Carriers also must factor in their ease of business and relationships with risk managers when implementing new technology.

At ACE Group, which hosts operations in 54 countries, risk managers and brokers are supplied with the policy management program ACE Worldview (see images). It launched five years ago for multinational accounts and has expanded to include ACE Construction, Risk Management, Global Casualty and clients of ESIS, the carrier's third-party claims administrator.

The idea of Worldview is simple: If you are a risk manager of a large program with global accounts, you want to buy a policy that will achieve local regulatory compliance.
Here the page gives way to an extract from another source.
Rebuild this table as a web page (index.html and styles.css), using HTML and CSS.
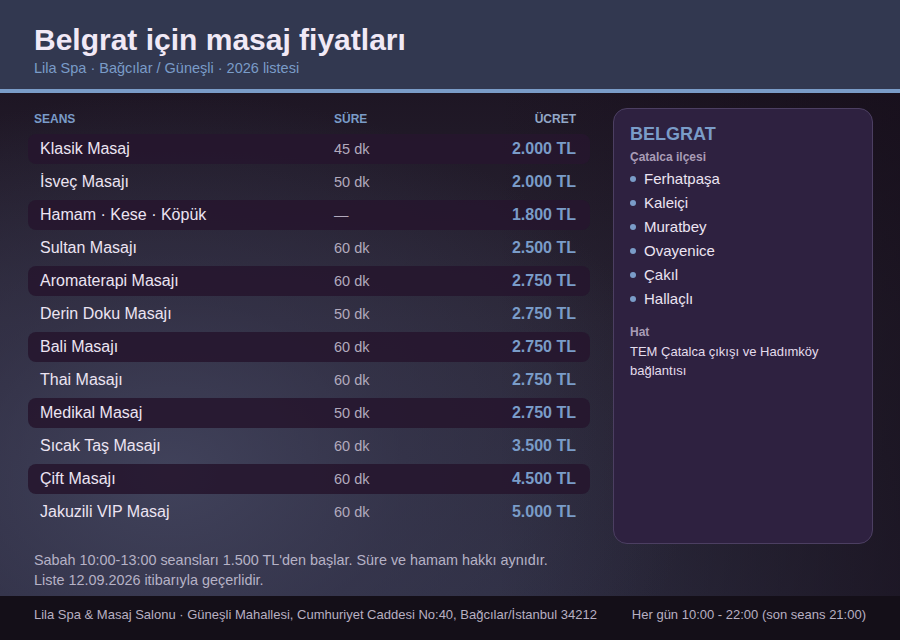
FILE: index.html
```html
<!DOCTYPE html>
<html lang="tr">
<head>
<meta charset="utf-8">
<title>Belgrat için masaj fiyatları</title>
<link rel="stylesheet" href="styles.css">
</head>
<body>
<div class="page">
  <header class="top">
    <h1 class="title">Belgrat için masaj fiyatları</h1>
    <p class="subtitle">Lila Spa · Bağcılar / Güneşli · 2026 listesi</p>
  </header>
  <main class="main">
    <section class="prices">
      <div class="thead">
        <span>SEANS</span><span>SÜRE</span><span class="th-price">ÜCRET</span>
      </div>
      <div class="row alt"><span class="name">Klasik Masaj</span><span class="dur">45 dk</span><span class="price">2.000 TL</span></div>
      <div class="row"><span class="name">İsveç Masajı</span><span class="dur">50 dk</span><span class="price">2.000 TL</span></div>
      <div class="row alt"><span class="name">Hamam · Kese · Köpük</span><span class="dur">—</span><span class="price">1.800 TL</span></div>
      <div class="row"><span class="name">Sultan Masajı</span><span class="dur">60 dk</span><span class="price">2.500 TL</span></div>
      <div class="row alt"><span class="name">Aromaterapi Masajı</span><span class="dur">60 dk</span><span class="price">2.750 TL</span></div>
      <div class="row"><span class="name">Derin Doku Masajı</span><span class="dur">50 dk</span><span class="price">2.750 TL</span></div>
      <div class="row alt"><span class="name">Bali Masajı</span><span class="dur">60 dk</span><span class="price">2.750 TL</span></div>
      <div class="row"><span class="name">Thai Masajı</span><span class="dur">60 dk</span><span class="price">2.750 TL</span></div>
      <div class="row alt"><span class="name">Medikal Masaj</span><span class="dur">50 dk</span><span class="price">2.750 TL</span></div>
      <div class="row"><span class="name">Sıcak Taş Masajı</span><span class="dur">60 dk</span><span class="price">3.500 TL</span></div>
      <div class="row alt"><span class="name">Çift Masajı</span><span class="dur">60 dk</span><span class="price">4.500 TL</span></div>
      <div class="row"><span class="name">Jakuzili VIP Masaj</span><span class="dur">60 dk</span><span class="price">5.000 TL</span></div>
    </section>
    <aside class="card">
      <h2 class="card-title">BELGRAT</h2>
      <p class="card-label">Çatalca ilçesi</p>
      <ul class="areas">
        <li>Ferhatpaşa</li>
        <li>Kaleiçi</li>
        <li>Muratbey</li>
        <li>Ovayenice</li>
        <li>Çakıl</li>
        <li>Hallaçlı</li>
      </ul>
      <p class="card-label hat">Hat</p>
      <p class="card-text">TEM Çatalca çıkışı ve Hadımköy bağlantısı</p>
    </aside>
    <div class="notes">
      <p>Sabah 10:00-13:00 seansları 1.500 TL'den başlar. Süre ve hamam hakkı aynıdır.</p>
      <p>Liste 12.09.2026 itibarıyla geçerlidir.</p>
    </div>
  </main>
  <footer class="foot">
    <span>Lila Spa &amp; Masaj Salonu · Güneşli Mahallesi, Cumhuriyet Caddesi No:40, Bağcılar/İstanbul 34212</span>
    <span>Her gün 10:00 - 22:00 (son seans 21:00)</span>
  </footer>
</div>
</body>
</html>
```

FILE: styles.css
```css
* { box-sizing: border-box; }
html, body { margin: 0; padding: 0; }
body {
  width: 900px;
  height: 640px;
  overflow: hidden;
  font-family: "Liberation Sans", Arial, sans-serif;
  background: #140f18;
}
.page {
  width: 900px;
  height: 640px;
  display: flex;
  flex-direction: column;
}
.top {
  height: 93px;
  padding: 22px 34px 0;
  background: #323850;
  border-bottom: 4px solid #7a9cc8;
}
.title {
  margin: 0;
  font-size: 30px;
  line-height: 36px;
  font-weight: 700;
  color: #f1e9f6;
}
.subtitle {
  margin: 1px 0 0;
  font-size: 14.5px;
  line-height: 18px;
  color: #7a9cc8;
}
.main {
  flex: 1;
  display: grid;
  grid-template-columns: 562px 260px;
  grid-template-rows: auto 1fr;
  column-gap: 23px;
  padding: 15px 0 0 28px;
  background:
    radial-gradient(ellipse 520px 380px at 170px 380px, rgba(68, 70, 96, 0.85) 0%, rgba(60, 60, 86, 0.5) 45%, rgba(40, 34, 54, 0) 100%),
    linear-gradient(90deg, rgba(0,0,0,0) 0%, rgba(0,0,0,0) 55%, rgba(22, 14, 26, 0.7) 100%),
    linear-gradient(180deg, #1e1624 0%, #2a2636 45%, #2e2e42 100%);
}
.prices {
  grid-column: 1;
  grid-row: 1;
  display: flex;
  flex-direction: column;
  gap: 3px;
  margin-top: 2px;
}
.thead {
  display: grid;
  grid-template-columns: 300px 1fr auto;
  height: 21px;
  padding: 0 14px 4px 6px;
  align-items: center;
  font-size: 12px;
  font-weight: 700;
  color: #7a9cc8;
}
.th-price { color: #93a8c8; }
.row {
  display: grid;
  grid-template-columns: 294px 1fr auto;
  align-items: center;
  height: 30px;
  padding: 0 14px 0 12px;
  border-radius: 8px;
}
.row.alt { background: rgba(38, 22, 46, 0.88); }
.name {
  font-size: 16px;
  color: #ece4f2;
}
.dur {
  font-size: 14.5px;
  color: #b2aabd;
}
.price {
  font-size: 16px;
  font-weight: 700;
  color: #7a9cc8;
}
.card {
  grid-column: 2;
  grid-row: 1 / span 2;
  align-self: start;
  height: 436px;
  padding: 14px 16px;
  border: 1px solid #4c3f62;
  border-radius: 14px;
  background: #2e2140;
}
.card-title {
  margin: 0;
  font-size: 18px;
  line-height: 22px;
  font-weight: 700;
  color: #7a9cc8;
}
.card-label {
  margin: 4px 0 0;
  font-size: 12px;
  line-height: 16px;
  font-weight: 700;
  color: #a99cb6;
}
.card-label.hat { margin-top: 14px; }
.areas {
  list-style: none;
  margin: 1px 0 0;
  padding: 0;
}
.areas li {
  display: flex;
  align-items: center;
  gap: 8px;
  height: 24px;
  font-size: 15px;
  color: #ece4f2;
}
.areas li::before {
  content: "";
  width: 6px;
  height: 6px;
  border-radius: 50%;
  background: #7a9cc8;
  margin-top: 2px;
}
.card-text {
  margin: 3px 0 0;
  font-size: 13px;
  line-height: 18.5px;
  color: #e4dcec;
}
.notes {
  grid-column: 1;
  grid-row: 2;
  padding: 23px 0 0 6px;
}
.notes p {
  margin: 0;
  font-size: 14.4px;
  line-height: 20px;
  color: #b6b2c6;
}
.foot {
  height: 44px;
  display: flex;
  justify-content: space-between;
  padding: 10px 34px 0;
  background: #140f18;
  font-size: 13px;
  line-height: 18px;
  color: #b8b0c2;
}
```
The program guides risk managers and brokers through bound program notices, implementation, policy invoicing, policy issuance, premium payment and reinsurance payment. "This gives contract certainty and a clear transparency to your program at any given time," says Gary Kramer, senior vice president at ACE Global Accounts.
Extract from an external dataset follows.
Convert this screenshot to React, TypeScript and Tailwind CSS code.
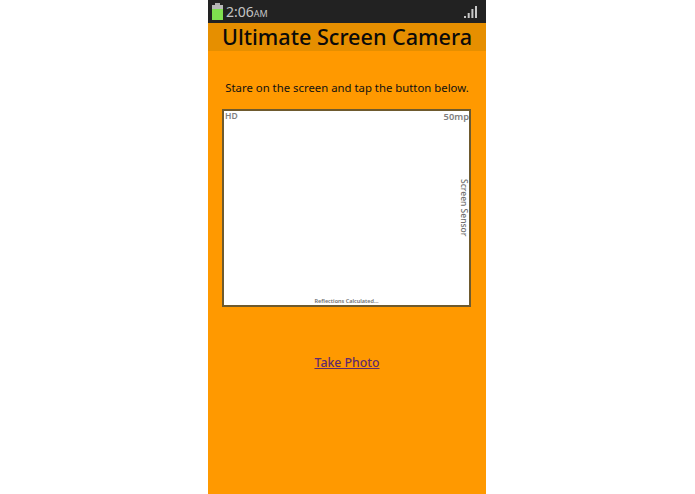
export default function App() {
  const font = { fontFamily: '"Noto Sans", sans-serif' };
  return (
    <div className="flex h-[494px] w-[695px] bg-white pl-[208px]" style={font}>
      <div className="flex h-full w-[278px] flex-col items-center bg-[#ff9900]">
        <div className="flex h-[23px] w-full items-center justify-between bg-[#222222] pl-[4px] pr-[9px]">
          <div className="flex items-center gap-[3px]">
            <svg width="11" height="17" viewBox="0 0 11 17">
              <rect x="3" y="0" width="5" height="2" fill="#b0b0b0" />
              <rect x="0" y="2" width="11" height="4" fill="#b8b8b8" />
              <rect x="0" y="6" width="11" height="11" fill="#7fe04f" />
            </svg>
            <span className="text-[14px] leading-none text-[#c4c4c4]">
              2:06<span className="text-[9px]">AM</span>
            </span>
          </div>
          <svg width="13" height="12" viewBox="0 0 13 12">
            <rect x="0" y="10" width="2" height="2" fill="#c8c8c8" />
            <rect x="3.7" y="7" width="2" height="5" fill="#c8c8c8" />
            <rect x="7.4" y="3" width="2" height="9" fill="#c8c8c8" />
            <rect x="11" y="0" width="2" height="12" fill="#c8c8c8" />
          </svg>
        </div>
        <div className="flex h-[28px] w-full items-center justify-center bg-[#e68f00]">
          <h1 className="text-[21.6px] font-medium leading-none text-[#0a0a0a]">Ultimate Screen Camera</h1>
        </div>
        <p className="mt-[29px] text-[11.35px] leading-[16px] text-[#111111]">Stare on the screen and tap the button below.</p>
        <div className="relative mt-[13px] ml-[-1px] h-[198px] w-[249px] border-2 border-[#6e5a2e] bg-white">
          <span className="absolute left-[1px] top-[-1px] text-[8.5px] font-semibold leading-[11px] text-[#808080]">HD</span>
          <span className="absolute right-[0px] top-[0px] text-[9.3px] font-semibold leading-[12px] text-[#808080]">50mp</span>
          <span className="absolute right-[-1px] top-[68px] text-[8.5px] font-medium leading-[11px] text-[#707070] [writing-mode:vertical-rl]">Screen Sensor</span>
          <span className="absolute bottom-[0px] left-0 right-0 text-center text-[5.5px] font-semibold leading-[8px] text-[#707070]">Reflections Calculated...</span>
        </div>
        <a href="#" className="mt-[47px] text-[12.3px] font-medium leading-[18px] text-[#5f2a6e] underline">Take Photo</a>
      </div>
    </div>
  );
}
Through Worldview, brokers can access the document library ACE Accelerator, which electronically signs multiple applications. "If you are a client with vehicles in all 50 states, and some states have multiple forms, this would take all day. It's worse that signing a mortgage," says Kramer. But Accelerator drops the process down to five minutes.

In fact, in one year of using Worldview for ACE risk management, he says, the company saved the equivalent of paper stacked as high as the Empire State Building. "Our clients have hundreds of thousands of employees. We can issue a Workers' Comp policy and it will be 1,000 pages," Kramer says. "So that's something we feel good about—that we didn't have to chop down a forest to issue a policy."